Molly Henderson describes why “Pressed: Public Money, Private Profit: A Cautionary Tale” was written.

Transcript: The reason I wrote Pressed: Public Money, Private profit, was one morning I was having some Quaker oats squares at breakfast during the end of my term as commissioner. And I was reading an account of a small battle in Dranesville, Virginia in the American Civil War. And the footnote said that it was using the local newspaper’s account of the battle as it’s primary source for this author was using. And I just stopped reading. It occurred to me in that flash of an instant, that future historians will use the Lancaster newspapers as the primary source for my term of what went on when I was in office. And this just couldn’t be because it was just so slanted, so biased and inaccurate, I decided I had to write a book to correct the information.

When I was running for office in 2003, I went to visit various community leaders, people that were engaged in the community to see what they had to say and get their advice and their guidance. And I went to see Pastor Edward Bailey, of the Bethel AME Church. And he gave me a thought that I went home and immediately wrote it down. He said, you can give me a fish, you can teach me to fish but I know very well who owns the pond. And that is what Pressed is about, it’s about who owns the pond. How they came to own the pond, how they restocked the pond, et cetera. And it just summarizes everything this book is about.

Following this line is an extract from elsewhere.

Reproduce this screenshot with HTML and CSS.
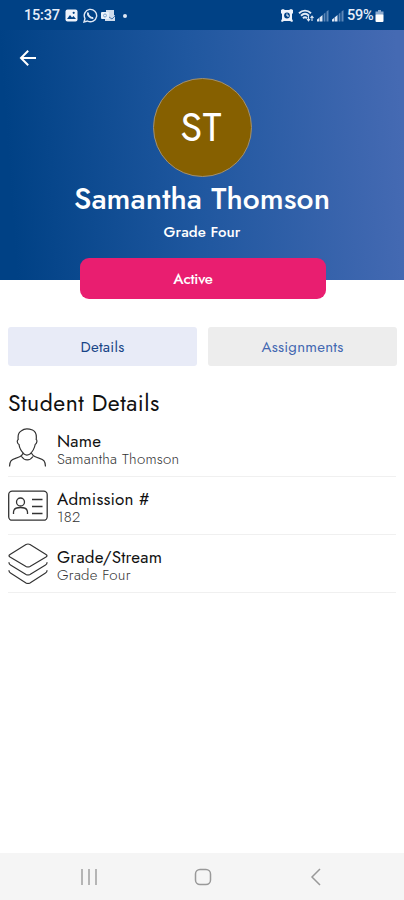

What Pressed does, is it takes apart the hotel and convention center project, piece by piece. It is an extremely complex and difficult project to understand. In fact one of the things we have in the book is what we call the map, and it is a graphic illustration of how the project work. You can follow the money, you can follow the political moves, you can follow the legal moves and the elections and everything and see how it works.

Although I was endorsed by the democratic committee in Lancaster County to run for a second term, I really had no illusions what was going to happen. I had been under assault by the Lancaster newspapers for three years steadily and had been in essence a whistleblower about this hotel and convention center project. Things do not end well for whistleblowers and that was the case for me and for Dick Shellenberger. The thing that is interesting about this and should give the taxpayer an people pause about all this, is that Dick Shellenberger, another commissioner and I who were under attack by the newspaper, were politically polar. And we both saw the same thing in this project, we both saw that is was the taxpayer, it was public money, private profit, that was happening in this project.

One of the things that Pressed shows is how the local institutions in Lancaster County and Lancaster City betrayed the trust of the people. A newspaper, elected officials, are there to serve the public and in this case they did not.